By Eric Jones
On April 28, 2015, the Fourth Circuit issued a published opinion in the criminal case United States v. Braxton. The Circuit Court held that Fed. R. Crim. P. 11(c)(1) explicitly prohibits district courts from participating in discussions about plea agreements in any way. Because the United States District Court for the District of Maryland impermissibly made repeated comments about the benefits of accepting a guilty plea to Braxton just before he elected to plead guilty, the Fourth Circuit vacated the proceedings and remanded for further proceedings.
Background and Proceedings Below
In 2012, Savino Braxton was charged with possession with intent to distribute one kilogram or more of heroin, in violation of 21 U.S.C. § 841(a) (2012). This charge carries a minimum ten-year sentence if convicted. Braxton, however, has a prior felony drug conviction, which allows the government to file a prior felony information that would effectively double the mandatory minimum to twenty years’ imprisonment. Braxton’s court-appointed counsel repeatedly expressed concern that if he did not plead guilty, the prosecutor would file a prior felony information. Braxton nevertheless insisted that he desired to go to trial, where he planned to test the validity of the weight of the drugs. On November 19, 2012, the government elected to file a prior felony information and establish a minimum twenty-year sentence if Braxton was found guilty at trial. Prior to trial, the government formally offered Braxton a plea agreement wherein he would face a minimum of ten years and a maximum of fifteen. The morning the trial began, the court dutifully memorialized for the record that Braxton had received and rejected the plea agreement, and wished to proceed to trial. The district court went on to admonish Braxton repeatedly for electing to forgo the plea agreement, saying “I am not favorably inclined towards having you go to trial and trigger a mandatory minimum of 20 years, as opposed to a plea offer that’s down in the 10 to 15 year range in terms of years of your life” and compared going to trial to “put[ting] [your] head in a buzz saw that makes absolutely no sense.” The district court then ordered a ten-minute recess, advising Braxton to “talk to your lawyer.” After that recess, the district court again admonished Braxton that a “defendant shouldn’t put his head in a vice [sic] and face a catastrophic result just over a dispute over drug quantity. That’s the point.” The court then dismissed for lunch. During that lunch, Braxton changed his mind and elected to plead guilty. Braxton later attempted to withdraw his guilty plea, arguing it had been involuntary. Nevertheless, Braxton was sentenced to eleven and one-half years, and this appeal followed.
Federal Rule of Criminal Procedure 11(c)(1)
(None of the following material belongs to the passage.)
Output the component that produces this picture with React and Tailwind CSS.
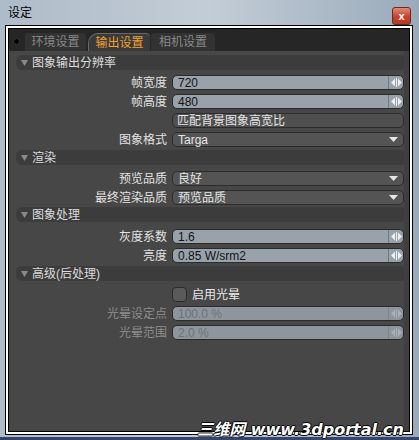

Under Fed. R. Crim. P. 11(c)(1), an “attorney for the government and the defendant’s attorney…may discuss and reach a plea agreement. The court must not participate in these discussions.” As the Fourth Circuit explained, this prohibition serves three primary goals. First, it diminishes the possibility of judicial coercion of a guilty plea. Second, it protects against unfairness and partiality in the judicial process. Third, it eliminates the impression that the judge is an advocate for the agreement and not a neutral arbiter. Although well-intentioned, the district court repeatedly suggested that the plea agreement was in Braxton’s best interests, which is in direct conflict with this rule. Furthermore, the Fourth Circuit explained that the close proximity in time between when the comments were made and when the plea was accepted heightened the probability that Braxton was unduly influenced by the district court.
Braxton’s Statement That the Plea Was Given Voluntarily Was Insufficient
The Fourth Circuit was unconvinced by the government’s argument that Braxton’s guilty plea was voluntary. Although the district court asked if Braxton felt “forced or threatened or pushed” to accept the plea agreement and Braxton replied “No, sir,” the Fourth Circuit held that his response was inconclusive. The district court created “an unacceptable risk” that Braxton involuntarily entered his guilty plea in order to avoid offending the court, and thus his flat statement that he was not coerced was ineffective.
The District Court Cannot Remark Upon the Advantages of a Plea Agreement
The government also argued that, under Missouri v. Frye, the court must remark upon the advantages of the plea agreement and the disadvantages of trial in order to ascertain whether the defendant’s understanding of the decision is sufficient. As the Fourth Circuit explained, however, the district court’s duties under Frye extend only to memorializing the terms of the plea agreement, and ensuring that the defendant understands them. Thus, it was improper for the district court to advocate for the plea agreement at all, and the requirements of Frye do not make the comments of the district court in this case permissible.
The Fourth Circuit held that, although it did not appear that the district court intended to coerce Braxton, there was nevertheless a reasonable risk that Braxton had been influenced by the court. Thus, because the district court’s plain error affected Braxton’s substantial rights, the Fourth Circuit vacated Braxton’s sentence and guilty plea, and remanded for further proceedings in front of a different judge.